TNAG-1073-FCO40-1323-Policy-of-the-Government-of-Hong-Kong-on-education-including-1981 — Page 130

FCO40 Hong Kong Department Records 聯邦事務部香港部檔案 All

CONFIDENTIAL

DRAFT

Chapter 5

Rural Schools

5.1

The Government has carefully considered the special

problems posed by primary schools in rural areas. It is

recognised that these schools have been developed, usually

as a result of local initiative, to provide a basic

education for village children. The introduction of nine

years

of free

and compulsory education

in

accordance with the 1974 White Paper has meant that most of

these children have to continue their education in large

centrally located secondary schools.

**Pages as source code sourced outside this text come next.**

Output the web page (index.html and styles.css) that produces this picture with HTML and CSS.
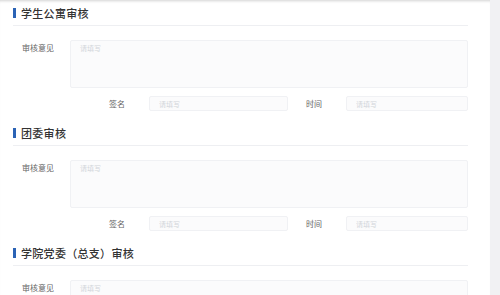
FILE: index.html
```html
<!DOCTYPE html>
<html lang="zh-CN">
<head>
  <meta charset="UTF-8" />
  <meta name="viewport" content="width=device-width, initial-scale=1" />
  <title>审核</title>
  <link rel="stylesheet" href="styles.css">
</head>
<body>
  <div class="panel">

    <section class="audit">
      <div class="audit-head"><span class="bar"></span><h2>学生公寓审核</h2></div>
      <div class="row-opinion">
        <label class="lbl">审核意见</label>
        <textarea class="area" placeholder="请填写"></textarea>
      </div>
      <div class="row-sign">
        <label class="lbl">签名</label>
        <input class="inp inp-name" placeholder="请填写" />
        <label class="lbl">时间</label>
        <input class="inp inp-time" placeholder="请填写" />
      </div>
    </section>

    <section class="audit">
      <div class="audit-head"><span class="bar"></span><h2>团委审核</h2></div>
      <div class="row-opinion">
        <label class="lbl">审核意见</label>
        <textarea class="area" placeholder="请填写"></textarea>
      </div>
      <div class="row-sign">
        <label class="lbl">签名</label>
        <input class="inp inp-name" placeholder="请填写" />
        <label class="lbl">时间</label>
        <input class="inp inp-time" placeholder="请填写" />
      </div>
    </section>

    <section class="audit">
      <div class="audit-head"><span class="bar"></span><h2>学院党委（总支）审核</h2></div>
      <div class="row-opinion">
        <label class="lbl">审核意见</label>
        <textarea class="area" placeholder="请填写"></textarea>
      </div>
    </section>

  </div>
</body>
</html>
```

FILE: styles.css
```css
:root {
  --blue: #2b63b5;
  --line: #eeeff2;
  --field-bg: #fbfbfc;
  --field-border: #f0f1f4;
  --text: #333;
  --label: #666;
  --placeholder: #d2d5da;
  --font-family: "Noto Sans CJK SC", "Noto Sans", sans-serif;
}

* {
  box-sizing: border-box;
}

html, body {
  height: 100%;
}

body {
  margin: 0;
  background: #f1f1f3;
  font-family: var(--font-family);
  overflow: hidden;
}

.panel {
  width: 490px;
  min-height: 100%;
  background: #fff;
  padding: 0 22px 0 13px;
  box-shadow: inset 0 3px 3px -2px rgba(0, 0, 0, 0.18);
}

.audit {
  padding-bottom: 9px;
}

.audit-head {
  display: flex;
  align-items: center;
  height: 26px;
  border-bottom: 1px solid var(--line);
}

.bar {
  width: 3px;
  height: 10px;
  background: var(--blue);
  margin-right: 5px;
}

.audit-head h2 {
  margin: 0;
  font-size: 11px;
  font-weight: 500;
  color: var(--text);
  letter-spacing: 0.3px;
}

.lbl {
  width: 57px;
  padding-right: 7px;
  text-align: center;
  font-size: 8px;
  color: var(--label);
  flex-shrink: 0;
}

.row-opinion {
  display: flex;
  margin-top: 14px;
}

.row-opinion .lbl {
  padding-top: 2px;
}

.area {
  width: 398px;
  height: 48px;
  resize: none;
  background: var(--field-bg);
  border: 1px solid var(--field-border);
  border-radius: 2px;
  padding: 2px 9px;
  font-family: var(--font-family);
  font-size: 7px;
  outline: none;
}

.row-sign {
  display: flex;
  align-items: center;
  margin-top: 8px;
  padding-left: 79px;
}

.inp {
  height: 15px;
  background: var(--field-bg);
  border: 1px solid var(--field-border);
  border-radius: 2px;
  padding: 0 9px;
  font-family: var(--font-family);
  font-size: 7px;
  outline: none;
}

.inp-name {
  width: 139px;
  margin-right: 1px;
}

.inp-time {
  width: 122px;
}

.area::placeholder,
.inp::placeholder {
  color: var(--placeholder);
}
```
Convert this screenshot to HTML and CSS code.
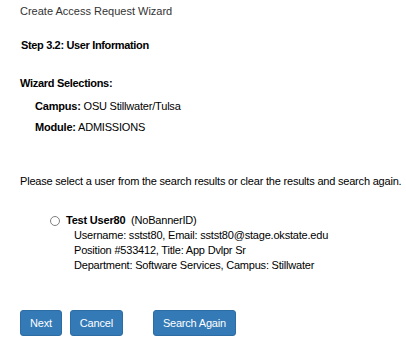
FILE: index.html
```html
<!DOCTYPE html>
<html>
<head>
<meta charset="utf-8">
<link rel="stylesheet" href="styles.css">
</head>
<body>
<div class="page">
  <div class="title">Create Access Request Wizard</div>
  <div class="step">Step 3.2: User Information</div>
  <div class="sel-head">Wizard Selections:</div>
  <div class="sel-row campus"><b>Campus:</b> OSU Stillwater/Tulsa</div>
  <div class="sel-row module"><b>Module:</b> ADMISSIONS</div>
  <div class="prompt">Please select a user from the search results or clear the results and search again.</div>
  <div class="result">
    <label class="result-head"><span class="radio"></span><b>Test User80</b>&nbsp;&nbsp;(NoBannerID)</label>
    <div class="details">
      <div>Username: sstst80, Email: sstst80@stage.okstate.edu</div>
      <div>Position #533412, Title: App Dvlpr Sr</div>
      <div>Department: Software Services, Campus: Stillwater</div>
    </div>
  </div>
  <div class="buttons">
    <button class="btn">Next</button>
    <button class="btn">Cancel</button>
    <button class="btn btn-gap">Search Again</button>
  </div>
</div>
</body>
</html>
```
FILE: styles.css
```css
html, body { margin: 0; padding: 0; background: #fff; }
body {
  font-family: "Liberation Sans", Arial, sans-serif;
  font-size: 11px;
  line-height: 15px;
  letter-spacing: -0.2px;
  color: #000;
}
b { font-weight: bold; letter-spacing: -0.2px; }
.page { padding: 4px 0 0 20px; }
.title { color: #333; letter-spacing: 0; }
.step { font-weight: bold; letter-spacing: -0.35px; margin-top: 19px; padding-left: 1px; }
.sel-head { font-weight: bold; letter-spacing: -0.3px; margin-top: 23px; }
.sel-row { padding-left: 15px; }
.campus { margin-top: 8px; }
.module { margin-top: 6px; }
.prompt { margin-top: 39px; white-space: nowrap; letter-spacing: -0.2px; }
.result { margin-top: 24px; padding-left: 30px; }
.result-head { display: flex; align-items: center; }
.radio {
  width: 10px; height: 10px;
  border: 1px solid #808080;
  border-radius: 50%;
  margin-right: 6px;
  box-sizing: border-box;
  flex: none;
}
.details { padding-left: 24px; }
.buttons { margin-top: 37px; display: flex; gap: 8px; }
.btn {
  font-family: "Liberation Sans", Arial, sans-serif;
  font-size: 11px;
  letter-spacing: -0.2px;
  height: 26px;
  padding: 0 9px;
  color: #fff;
  background: #337ab7;
  border: 1px solid #2e6da4;
  border-radius: 3px;
}
.btn-gap { margin-left: 22px; }
```
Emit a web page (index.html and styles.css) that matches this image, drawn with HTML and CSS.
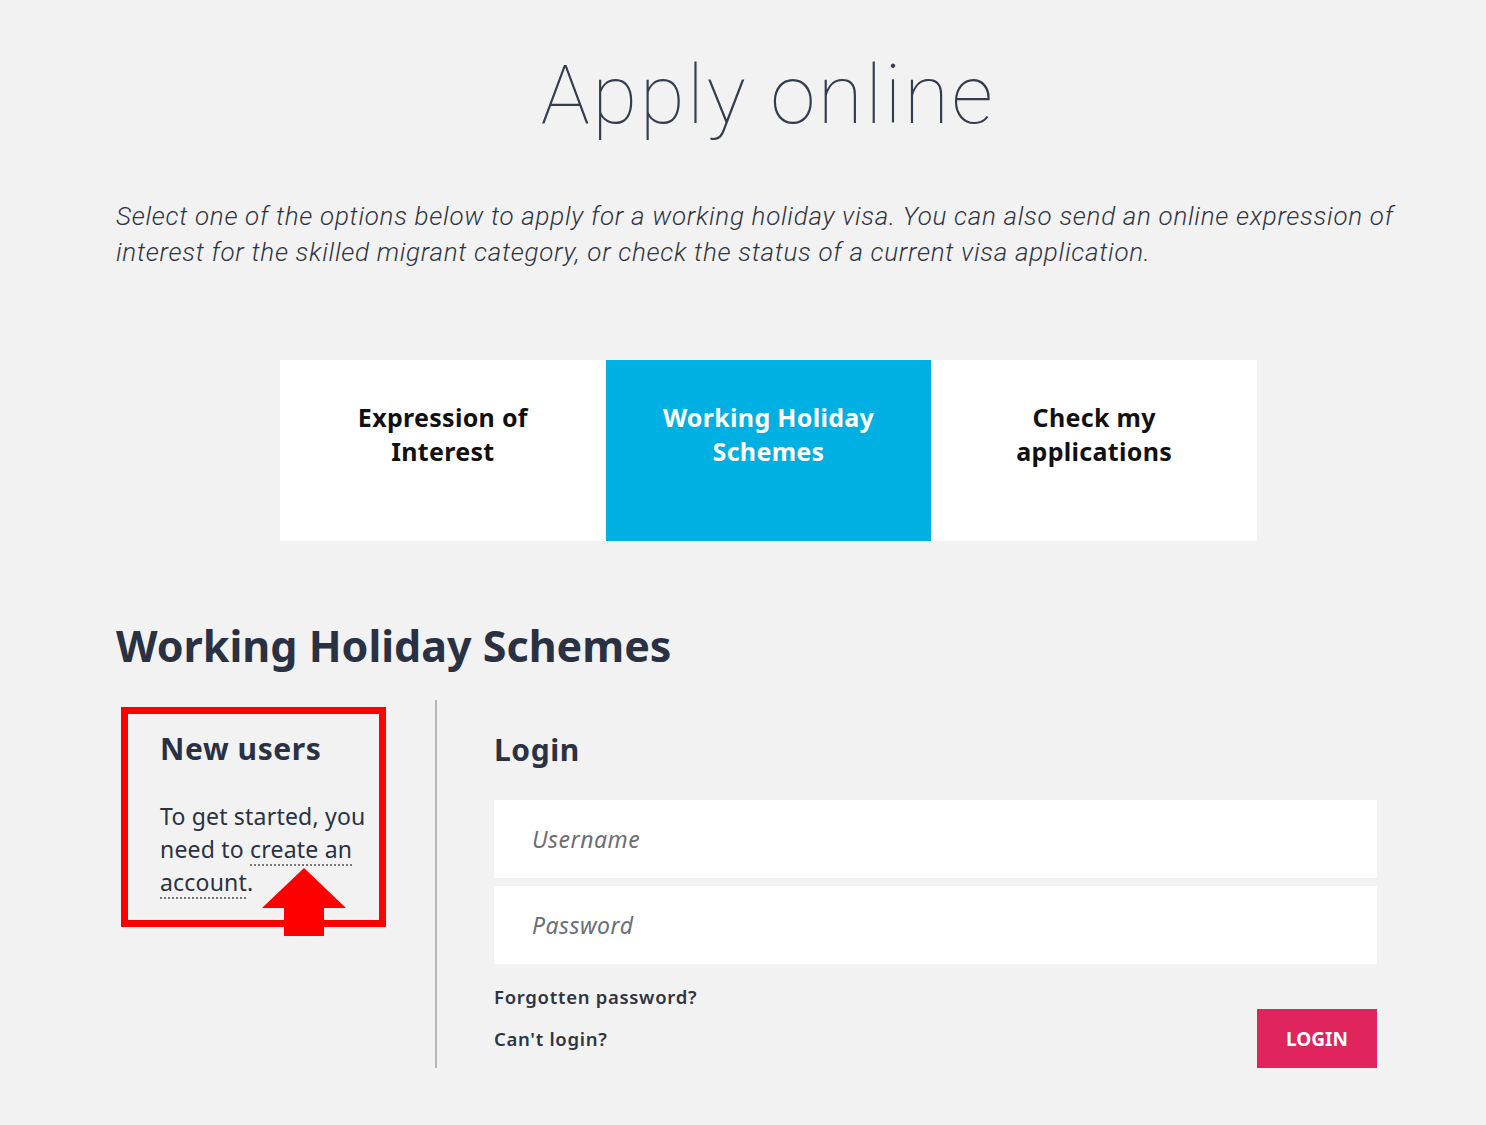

This has imposed a strain

on the village schools and the children who attend them as

they find it extremely difficult to achieve the standards

necessary to benefit from the education provided at the secondary

level. In order to reap maximum benefit from the years of study

at the junior secondary level, it is important that children

should receive a sound basic education at the primary level.

5.2

It is recognised that very small schools are by and

large educationally inefficient and it is therefore considered

that wherever possible, but without causing hardship, schools

of less than six operating classes should be closed. Notwith-

standing this general principle, there may well be cases,

particularly in the more remote parts of the New Territories

or where schools serve a specific, compact community, where it

is essential or desirable for small schools to continue in

operation.

Such cases should, however, be regarded as exceptional.